Spring Farro Bowl
Spring Farro Bowl
Servings 4 bowls
Ingredients
Lemon Tahini Dressing
- ½ cup tahini
- 4 Tbsp lemon juice about 1 lemon
- 2 tsp maple syrup
- pinch of kosher salt and pepper
Bowls
- 1 cup farro soaked overnight
- 1 bunch asparagus
- 6 ounces arugula, romaine, spinach, or mixed greens
- 1 cup spring peas
- 1 cup roasted almonds chopped
- 2 Tbsp olive oil
Instructions
- Prep the dressing: In a small bowl, combine all the ingredients for the dressing.
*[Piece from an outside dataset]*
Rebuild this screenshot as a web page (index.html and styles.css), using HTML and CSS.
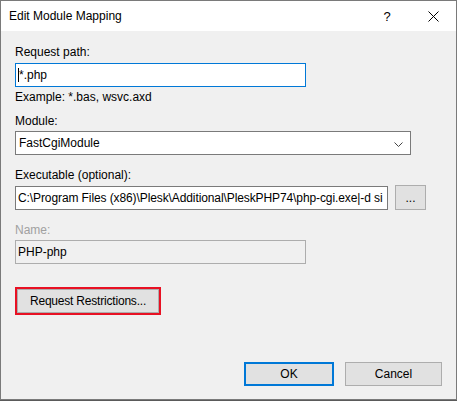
FILE: index.html
```html
<!DOCTYPE html>
<html lang="en">
<head>
    <meta charset="UTF-8">
    <title>Edit Module Mapping</title>
    <link rel="stylesheet" href="styles.css">
</head>
<body>

    <div class="dialog">
        <div class="titlebar">
            <span class="title">Edit Module Mapping</span>
            <span class="help">?</span>
            <span class="close">
                <svg width="11" height="11" viewBox="0 0 11 11">
                    <path d="M0.5 0.5 L10.5 10.5 M10.5 0.5 L0.5 10.5" stroke="#000" stroke-width="1" fill="none"/>
                </svg>
            </span>
        </div>

        <div class="content">
            <div class="label">Request path:</div>
            <div class="textbox short focused"><span class="caret"></span>*.php</div>
            <div class="hint">Example: *.bas, wsvc.axd</div>

            <div class="label gap">Module:</div>
            <div class="textbox combo">
                FastCgiModule
                <svg class="chevron" width="9" height="5" viewBox="0 0 9 5">
                    <path d="M0.5 0.5 L4.5 4.5 L8.5 0.5" stroke="#444" stroke-width="1" fill="none"/>
                </svg>
            </div>

            <div class="label gap-big">Executable (optional):</div>
            <div class="row">
                <div class="textbox exec">C:\Program Files (x86)\Plesk\Additional\PleskPHP74\php-cgi.exe|-d si</div>
                <button class="btn browse">...</button>
            </div>

            <div class="label gap-big disabled">Name:</div>
            <div class="textbox short readonly">PHP-php</div>

            <div class="highlight">
                <button class="btn restrict">Request Restrictions...</button>
            </div>
        </div>

        <div class="footer">
            <button class="btn ok">OK</button>
            <button class="btn cancel">Cancel</button>
        </div>
    </div>
    <div class="below"></div>

</body>
</html>
```

FILE: styles.css
```css
body {
    margin: 0;
    background-color: #3a3a3a;
    font-family: 'Liberation Sans', Arial, sans-serif;
    font-size: 12px;
    color: #000;
}
.dialog {
    width: 457px;
    height: 400px;
    box-sizing: border-box;
    border: 1px solid #7a7a7a;
    background-color: #f0f0f0;
    display: flex;
    flex-direction: column;
}
.titlebar {
    height: 30px;
    background-color: #fff;
    display: flex;
    align-items: center;
    padding-left: 8px;
    flex-shrink: 0;
}
.title {
    flex: 1;
    font-size: 12px;
    color: #000;
}
.help {
    width: 46px;
    text-align: center;
    font-size: 13px;
}
.close {
    width: 46px;
    height: 30px;
    display: flex;
    align-items: center;
    justify-content: center;
}
.content {
    padding: 13px 0 0 14px;
    flex: 1;
    display: flex;
    flex-direction: column;
    align-items: flex-start;
}
.label {
    line-height: 16px;
    height: 16px;
    margin-bottom: 3px;
}
.label.gap {
    margin-top: 8px;
    margin-bottom: 2px;
}
.label.gap-big {
    margin-top: 12px;
    margin-bottom: 2px;
}
.label.disabled {
    color: #a0a0a0;
}
.hint {
    line-height: 16px;
    margin-top: 2px;
}
.textbox {
    height: 24px;
    box-sizing: border-box;
    border: 1px solid #7a7a7a;
    background-color: #fff;
    display: flex;
    align-items: center;
    padding-left: 2px;
    white-space: nowrap;
    overflow: hidden;
}
.textbox.short {
    width: 291px;
}
.textbox.focused {
    border-color: #0078d7;
}
.caret {
    width: 1px;
    height: 14px;
    background-color: #000;
}
.textbox.combo {
    width: 396px;
    position: relative;
    padding-left: 3px;
}
.chevron {
    position: absolute;
    right: 7px;
    top: 10px;
}
.row {
    display: flex;
    align-items: center;
    gap: 7px;
}
.textbox.exec {
    width: 373px;
    letter-spacing: -0.1px;
}
.textbox.readonly {
    background-color: #f0f0f0;
    border-color: #adadad;
}
.btn {
    font-family: inherit;
    font-size: 12px;
    color: #000;
    background-color: #e1e1e1;
    border: 1px solid #adadad;
    height: 24px;
    padding: 0;
    margin: 0;
}
.browse {
    width: 31px;
    height: 25px;
}
.highlight {
    margin-top: 23px;
    border: 2px solid #e81123;
    display: flex;
}
.restrict {
    width: 142px;
    height: 24px;
    letter-spacing: -0.2px;
}
.footer {
    display: flex;
    justify-content: flex-end;
    gap: 11px;
    padding: 0 14px 13px 0;
}
.ok {
    width: 90px;
    border: 2px solid #0078d7;
}
.cancel {
    width: 97px;
}
.below {
    height: 1px;
    background-color: #5a5a5a;
}
```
Continue whisking and add water a tablespoon at a time to desired consistency. Adjust seasonings to taste. Set aside.
- Cook the farro: Drain and rinse the farro then transfer to a medium-size pot with 2 cups of water. Bring to a boil and cook for 10 to 15 minutes. Cover and steam for another 5 minutes, until farro is soft and all the water has absorbed. Set aside to cool.
- Oven-roasted the asparagus: toss with 2 tbsp olive oil season with kosher salt and pepper. Bake on cookie sheet for 8 min. Transfer to a cutting board then cut the asparagus into bite-size pieces.
- Assemble the bowls: Start by layering the arugula on the bottom then add the oven-roasted asparagus, peas, cooked farro, radishes, avocado, and almonds on top. Drizzle with lemon tahini dressing, serve, and enjoy!